The transition to multi-core-gaming: Valve Hardware Day 2006

Click here to see pictures of the Core 2 Extreme QX6700...

Valve has been holding its hardware day briefings for some time now. This year, this event coincided, not quite accidentally, with the day Intel lifted the embargo from publishing benchmark results of the first quad-core processor. We were able to report unofficial results some time ago and, if you follow our stories, you already know that the quad-core chip, previously code-named "Kentsfield," is quite a monster in terms of raw processing power.

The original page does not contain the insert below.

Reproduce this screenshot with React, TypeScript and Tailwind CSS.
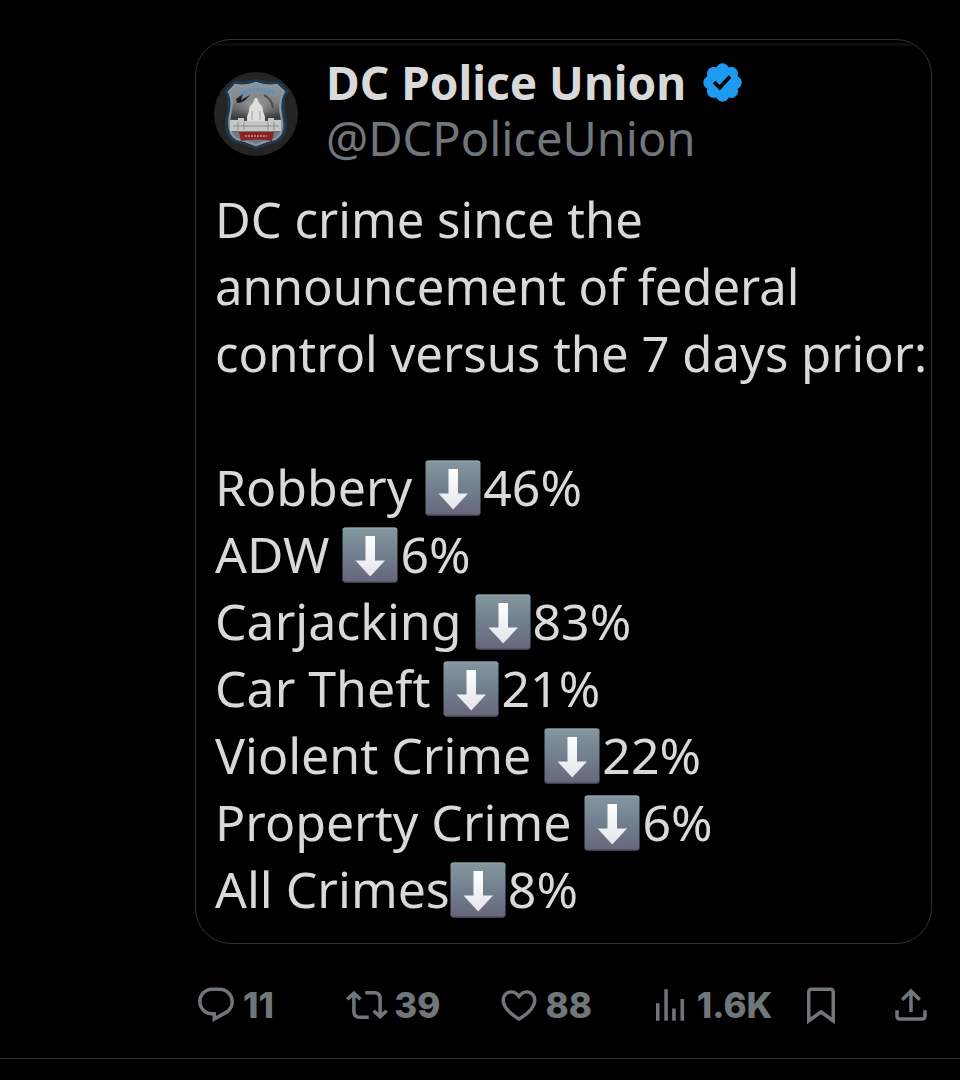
import type { ReactNode } from "react";

const ICONS = {
  reply:
    "M1.751 10c0-4.42 3.584-8 8.005-8h4.366c4.49 0 8.129 3.64 8.129 8.13 0 2.96-1.607 5.68-4.196 7.11l-8.054 4.46v-3.69h-.067c-4.49.1-8.183-3.51-8.183-8.01zm8.005-6c-3.317 0-6.005 2.69-6.005 6 0 3.37 2.77 6.08 6.138 6.01l.351-.01h1.761v2.3l5.087-2.81c1.951-1.08 3.163-3.13 3.163-5.36 0-3.39-2.744-6.13-6.129-6.13H9.756z",
  repost:
    "M4.5 3.88l4.432 4.14-1.364 1.46L5.5 7.55V16c0 1.1.896 2 2 2H13v2H7.5c-2.209 0-4-1.79-4-4V7.55L1.432 9.48.068 8.02 4.5 3.88zM16.5 6H11V4h5.5c2.209 0 4 1.79 4 4v8.45l2.068-1.93 1.364 1.46-4.432 4.14-4.432-4.14 1.364-1.46 2.068 1.93V8c0-1.1-.896-2-2-2z",
  like:
    "M16.697 5.5c-1.222-.06-2.679.51-3.89 2.16l-.805 1.09-.806-1.09C9.984 6.01 8.526 5.44 7.304 5.5c-1.243.07-2.349.78-2.91 1.91-.552 1.12-.633 2.78.479 4.82 1.074 1.97 3.257 4.27 7.129 6.61 3.87-2.34 6.052-4.64 7.126-6.61 1.111-2.04 1.03-3.7.477-4.82-.561-1.13-1.666-1.84-2.908-1.91zm4.187 7.69c-1.351 2.48-4.001 5.12-8.379 7.67l-.503.3-.504-.3c-4.379-2.55-7.029-5.19-8.382-7.67-1.36-2.5-1.41-4.86-.514-6.67.887-1.79 2.647-2.91 4.601-3.01 1.651-.09 3.368.56 4.798 2.01 1.429-1.45 3.146-2.1 4.796-2.01 1.954.1 3.714 1.22 4.601 3.01.896 1.81.846 4.17-.514 6.67z",
  views:
    "M8.75 21V3h2v18h-2zM18 21V8.5h2V21h-2zM4 21l.004-10h2L6 21H4zm9.248 0v-7h2v7h-2z",
  bookmark:
    "M4 4.5C4 3.12 5.119 2 6.5 2h11C18.881 2 20 3.12 20 4.5v18.44l-8-5.71-8 5.71V4.5zM6.5 4c-.276 0-.5.22-.5.5v14.56l6-4.29 6 4.29V4.5c0-.28-.224-.5-.5-.5h-11z",
  share:
    "M12 2.59l5.7 5.7-1.41 1.42L13 6.41V16h-2V6.41l-3.3 3.3-1.41-1.42L12 2.59zM21 15l-.02 3.51c0 1.38-1.12 2.49-2.5 2.49H5.5C4.11 21 3 19.88 3 18.5V15h2v3.5c0 .28.22.5.5.5h12.98c.28 0 .5-.22.5-.5L19 15h2z",
  verified:
    "M22.25 12c0-1.43-.88-2.67-2.19-3.34.46-1.39.2-2.9-.81-3.91s-2.52-1.27-3.91-.81c-.66-1.31-1.91-2.19-3.34-2.19s-2.67.88-3.33 2.19c-1.4-.46-2.91-.2-3.92.81s-1.26 2.52-.8 3.91c-1.31.67-2.2 1.91-2.2 3.34s.89 2.67 2.2 3.34c-.46 1.39-.21 2.9.8 3.91s2.52 1.26 3.91.81c.67 1.31 1.91 2.19 3.34 2.19s2.68-.88 3.34-2.19c1.39.45 2.9.2 3.91-.81s1.27-2.52.81-3.91c1.31-.67 2.19-1.91 2.19-3.34zm-11.71 4.2L6.8 12.46l1.41-1.42 2.26 2.26 4.8-5.23 1.47 1.36-6.2 6.77z",
};

const stats = [
  { label: "Robbery ", value: "46%" },
  { label: "ADW ", value: "6%" },
  { label: "Carjacking ", value: "83%" },
  { label: "Car Theft ", value: "21%" },
  { label: "Violent Crime ", value: "22%" },
  { label: "Property Crime ", value: "6%" },
  { label: "All Crimes", value: "8%" },
];

const Icon = ({ path }: { path: string }) => (
  <svg viewBox="0 0 24 24" className="size-[42px] shrink-0 fill-current" aria-hidden="true">
    <path d={path} />
  </svg>
);

const DownArrow = () => (
  <svg viewBox="0 0 56 56" className="mr-0.5 size-14 shrink-0" role="img" aria-label="down">
    <defs>
      <linearGradient id="tile" x1="0" y1="0" x2="0" y2="1">
        <stop offset="0" stopColor="#84979f" />
        <stop offset="0.5" stopColor="#717f8e" />
        <stop offset="1" stopColor="#66667a" />
      </linearGradient>
      <linearGradient id="arrow" x1="0" y1="0" x2="0" y2="1">
        <stop offset="0" stopColor="#ffffff" />
        <stop offset="1" stopColor="#e4e6ec" />
      </linearGradient>
    </defs>
    <rect x="0.5" y="0.5" width="55" height="55" rx="3" fill="url(#tile)" />
    <path d="M1 3Q1 1 3 1H53Q55 1 55 3" fill="none" stroke="#9db0b6" strokeWidth="1" opacity="0.7" />
    <path d="M1 53Q1 55 3 55H53Q55 55 55 53" fill="none" stroke="#4b4b5c" strokeWidth="1" />
    <path d="M23.5 9H33V33.500H43L28.200 49.500L13.500 33.500H23.500Z" fill="url(#arrow)" />
  </svg>
);

const Avatar = () => (
  <svg viewBox="0 0 84 84" className="mt-[26px] size-[84px] shrink-0" role="img" aria-label="DC Police Union">
    <defs>
      <linearGradient id="shield" x1="0" y1="0" x2="0" y2="1">
        <stop offset="0" stopColor="#8d999f" />
        <stop offset="0.3" stopColor="#85878a" />
        <stop offset="0.55" stopColor="#3a3d40" />
        <stop offset="0.8" stopColor="#777b80" />
        <stop offset="1" stopColor="#61717c" />
      </linearGradient>
      <radialGradient id="glow">
        <stop offset="0" stopColor="#a8a8a8" />
        <stop offset="1" stopColor="#777" stopOpacity="0" />
      </radialGradient>
      <filter id="soft">
        <feGaussianBlur stdDeviation="0.7" />
      </filter>
    </defs>
    <circle cx="42" cy="42" r="42" fill="#252425" />
    <g filter="url(#soft)">
      <path
        d="M21 10Q30 13 42 8Q54 13 63 10L73 19Q67 28 70 42Q75 62 63 69Q52 71 42 76Q32 71 21 69Q9 62 14 42Q17 28 12 19Z"
        fill="url(#shield)"
        stroke="#23394b"
        strokeWidth="3"
      />
      <path
        d="M21 13Q31 15 42 11Q53 15 63 13L70 20Q64 29 67 43Q71 61 61 67Q51 69 42 73Q33 69 23 67Q13 61 16 43Q20 29 15 20Z"
        fill="none"
        stroke="#8799a5"
        strokeWidth="2"
      />
      <ellipse cx="42" cy="34" rx="24" ry="15" fill="url(#glow)" />
      <path d="M27 22Q42 14 60 21" fill="none" stroke="#5f8fb8" strokeWidth="4" strokeDasharray="3 1" />
      <path d="M22 27L29 22L27 28L36 23Q29 32 23 31Z" fill="#1c2329" />
      <path d="M50 23Q58 27 59 36" fill="none" stroke="#4d4f52" strokeWidth="2" />
      <path d="M41 26H43L45 31Q49 34 49 39L51 45V50H33V45L35 39Q35 34 39 31Z" fill="#dededc" />
      <path d="M16 48H24V46H30V49H54V46H60V48H67V59H16Z" fill="#c6c6c4" />
      <path d="M19 54H65M24 50V58M30 50V58M54 50V58M60 50V58" stroke="#8b8b8a" strokeWidth="1" />
      <path d="M38 39V48M46 39V48" stroke="#a3a3a1" strokeWidth="1" />
      <path d="M25 60H60L58 69Q42 66 27 69Z" fill="#8a2328" />
      <path d="M31 64H53" stroke="#b07878" strokeWidth="2" strokeDasharray="2 1" />
    </g>
  </svg>
);

const Action = ({ path, label, children }: { path: string; label: string; children?: ReactNode }) => (
  <button type="button" aria-label={label} className="flex items-center gap-1.5">
    <Icon path={path} />
    {children}
  </button>
);

const Post = () => (
  <article className="overflow-hidden rounded-[36px] border border-[#2f3336] bg-black pb-5 text-[#d9d9d9]">
    <div className="mt-[3px] h-[3px] bg-[#0d0d0d]" />
    <header className="flex gap-7 pl-[18px]">
      <Avatar />
      <div className="pt-2">
        <div className="flex items-center gap-3.5">
          <h1 className="text-[46px] leading-[56px] font-bold whitespace-nowrap">DC Police Union</h1>
          <svg viewBox="0 0 24 24" className="size-[45px] shrink-0 fill-[#1d9bf0]" role="img" aria-label="Verified">
            <path d={ICONS.verified} />
          </svg>
        </div>
        <a href="#" className="block text-[47px] leading-[56px] text-[#71767b]">
          @DCPoliceUnion
        </a>
      </div>
    </header>
    <div className="pt-5 pl-[19px] leading-[67px]">
      <p className="text-[49px] whitespace-nowrap">
        DC crime since the
        <br />
        announcement of federal
        <br />
        control versus the 7 days prior:
      </p>
      <ul className="mt-[67px] text-[50px]">
        {stats.map((stat) => (
          <li key={stat.label} className="flex items-center whitespace-pre">
            {stat.label}
            <DownArrow />
            {stat.value}
          </li>
        ))}
      </ul>
    </div>
  </article>
);

const App = () => {
  return (
    <div className="min-h-screen bg-black font-['Noto_Sans',sans-serif]">
      <main className="border-b border-[#2f3336] pt-[39px] pr-7 pb-8 pl-[195px]">
        <Post />
        <div className="mt-10 flex items-center font-['Inter',sans-serif] text-[35px] leading-[42px] font-extrabold text-[#71767b]">
          <div className="flex-1">
            <Action path={ICONS.reply} label="Reply">11</Action>
          </div>
          <div className="flex-1">
            <Action path={ICONS.repost} label="Repost">39</Action>
          </div>
          <div className="flex-1">
            <Action path={ICONS.like} label="Like">88</Action>
          </div>
          <div className="flex-1">
            <Action path={ICONS.views} label="Views">1.6K</Action>
          </div>
          <div className="flex gap-12">
            <Action path={ICONS.bookmark} label="Bookmark" />
            <Action path={ICONS.share} label="Share" />
          </div>
        </div>
      </main>
    </div>
  );
};

export default App;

However, as dual-core chips before, Kentsfield wasn't quite showing its horsepower in games and when Valve told us that it would be shedding some light on performance gains in multi-core gaming, which so far was almost a contradiction in itself, it was a no-brainer to accept the invitation, fly out to Seattle to get the scoop first hand.

Industry sources these days are unusually cautious about quad-core game performance and typically tell us that benchmark results should be taken with a grain of salt and the understanding that purchasing a quad-core system means buying a capability that will arrive in software sometime in the future, I was skeptical of what I would hear. After a few hours with Valve, I am convinced that - at least for gamers and enthusiasts - dual-core is outdated. Quad-core is the way to go. Here is why.

Valve is the first, but certainly not the last, major game developer to announce an aggressive transition of its game engine to multi-threading capability. The company confirmed that it has been working on a transition for about ten months (read: since the release of the Pentium D 900 series) and is coming close to be releasing multi-threading capability in its games: Valve is targeting a "pre Half-Life 2 Episode 2" release sometime in the first half of 2007. Upgrades of older games are planned as well.

Core 2 Extreme QX6700, code-named "Kentsfield"

According to Valve, quad-core will be resulting in more performance and some new features for the user immediately and a lot more features down the road. The company mentioned that frame rates will improve to a certain degree. But at some point, better frame rates may not be the only satisfying feature anymore and we will begin to see new and substantially upgraded features that cannot be supported by today's single- and dual-core processors. Those features will include especially particle simulation, which comes very close to what gamers perceive as physics simulation today. Valve explained that a substantial part of particle simulation needs to be supported by the CPU: In fact, the game developer said that quad-cores are capable of running physics - without the real need of SLI physics, Crossfire physics or a discrete board that carries Ageia's physics processor.

The company hopes that particle simulation will create more physical interactivity that feeds back into the game experience and allows the gamer to feel a "greater presence" within the game.